DATASET SECTION:
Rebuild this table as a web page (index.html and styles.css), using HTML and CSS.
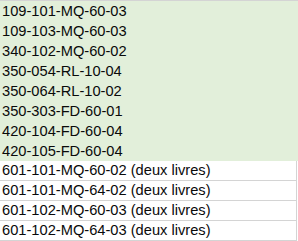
FILE: index.html
```html
<!DOCTYPE html>
<html lang="fr">
<head>
<meta charset="utf-8">
<title>Liste</title>
<link rel="stylesheet" href="styles.css">
</head>
<body>
<div class="sheet">
  <div class="row good">109-101-MQ-60-03</div>
  <div class="row good">109-103-MQ-60-03</div>
  <div class="row good">340-102-MQ-60-02</div>
  <div class="row good">350-054-RL-10-04</div>
  <div class="row good">350-064-RL-10-02</div>
  <div class="row good">350-303-FD-60-01</div>
  <div class="row good">420-104-FD-60-04</div>
  <div class="row good">420-105-FD-60-04</div>
  <div class="row plain">601-101-MQ-60-02 (deux livres)</div>
  <div class="row plain">601-101-MQ-64-02 (deux livres)</div>
  <div class="row plain">601-102-MQ-60-03 (deux livres)</div>
  <div class="row plain">601-102-MQ-64-03 (deux livres)</div>
</div>
</body>
</html>
```

FILE: styles.css
```css
html, body {
  margin: 0;
  padding: 0;
  background: #ffffff;
}
.sheet {
  display: flex;
  flex-direction: column;
  width: 298px;
  border-top: 1px solid #d4d4d4;
  font-family: "Liberation Sans", Arial, sans-serif;
  font-size: 14.67px;
  color: #0a0a0a;
}
.row {
  box-sizing: border-box;
  height: 20px;
  line-height: 20px;
  padding-left: 2px;
  white-space: nowrap;
  overflow: hidden;
}
.good {
  background: #e2efda;
}
.plain {
  width: 297px;
  background: #ffffff;
  border-bottom: 1px solid #d4d4d4;
  border-right: 1px solid #d4d4d4;
  line-height: 19px;
}
```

INSTRUCTION: The material above holds pictures; copy everything else in it exactly.

EXERCISE RESPONSE:
Rebuild this table as a web page (index.html and styles.css), using HTML and CSS.
FILE: index.html
```html
<!DOCTYPE html>
<html lang="fr">
<head>
<meta charset="utf-8">
<title>Liste</title>
<link rel="stylesheet" href="styles.css">
</head>
<body>
<div class="sheet">
  <div class="row good">109-101-MQ-60-03</div>
  <div class="row good">109-103-MQ-60-03</div>
  <div class="row good">340-102-MQ-60-02</div>
  <div class="row good">350-054-RL-10-04</div>
  <div class="row good">350-064-RL-10-02</div>
  <div class="row good">350-303-FD-60-01</div>
  <div class="row good">420-104-FD-60-04</div>
  <div class="row good">420-105-FD-60-04</div>
  <div class="row plain">601-101-MQ-60-02 (deux livres)</div>
  <div class="row plain">601-101-MQ-64-02 (deux livres)</div>
  <div class="row plain">601-102-MQ-60-03 (deux livres)</div>
  <div class="row plain">601-102-MQ-64-03 (deux livres)</div>
</div>
</body>
</html>
```

FILE: styles.css
```css
html, body {
  margin: 0;
  padding: 0;
  background: #ffffff;
}
.sheet {
  display: flex;
  flex-direction: column;
  width: 298px;
  border-top: 1px solid #d4d4d4;
  font-family: "Liberation Sans", Arial, sans-serif;
  font-size: 14.67px;
  color: #0a0a0a;
}
.row {
  box-sizing: border-box;
  height: 20px;
  line-height: 20px;
  padding-left: 2px;
  white-space: nowrap;
  overflow: hidden;
}
.good {
  background: #e2efda;
}
.plain {
  width: 297px;
  background: #ffffff;
  border-bottom: 1px solid #d4d4d4;
  border-right: 1px solid #d4d4d4;
  line-height: 19px;
}
```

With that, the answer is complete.